Ozgen, proje ile yatırım yapan yabancıların, Holistik Yaşam Felsefesi, Tamamlayıcı Tip, Fizyoterapi, Craniosacral Terapi gibi konularda bilgileri ve pratikleri bulunduğunu, bu bilgilerini proje içinde oluşacak workhop alanları içerisinde, bölge halkı ve katılımcılar ile paylaşabilecekleri ortamların yaratılacağını kaydetti.
Bölgeye yatırım yapan bu kitlenin, tarımsal faaliyetlerde bulunan yerel halk ile tam entegrasyonunu hedeflediklerini belirten Ozgen, bu konuda yerel yönetimleri de bilgilendirdiklerini, bu amaçla oluşabilecek her türlü Sosyal Projeye katılım sağlayabileceklerini ifade etti.
Ozgen, proje kapsamında, ortak havuz alanı ve tıny house modülünden oluşan bir coffe house ve fresh juıce bar alanı, sauna, masaj odaları, doğaya uyumlu sağlıklı yaşam ve beslenme gibi konuların işleneceği workshop ve wellness center alanının da bulunacağını açıkladı.
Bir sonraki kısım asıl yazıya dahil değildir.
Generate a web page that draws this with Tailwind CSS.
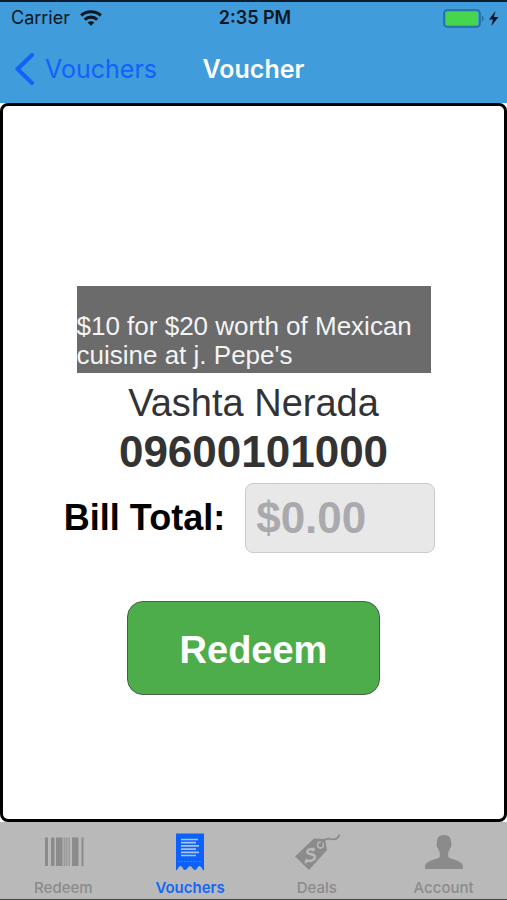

“Lokal ürünler proje dahilinde satışa sunulacak”
Ortaya koydukları projede oluşacak olan çok kültürlülüğün, geçmişten beri Karpaz’ın doğasında bulunan barış ve kardeşlik atmosferini daha çok renklendireceğini ifade eden Ozgen şöyle devam etti:
“Özellikle lokal ürünlerin proje dahilinde satışa sunulması, proje içerisinde sürekli oturacak olan yabancıların, yöresel el sanatları ve tarımsal üretim hakkında kurslar alması, karşılıklı olarak kendi kültürlerinde yer alan pratikleri, yerel halka aktarabilecekleri çalışma alanlarının oluşturulması, her iki kültürün karşılıklı olarak katılım sağlayabileceği, resim, müzik, yabancı dil, el sanatları gibi atölyelerin oluşturulacağı bir yapı hedefliyoruz.”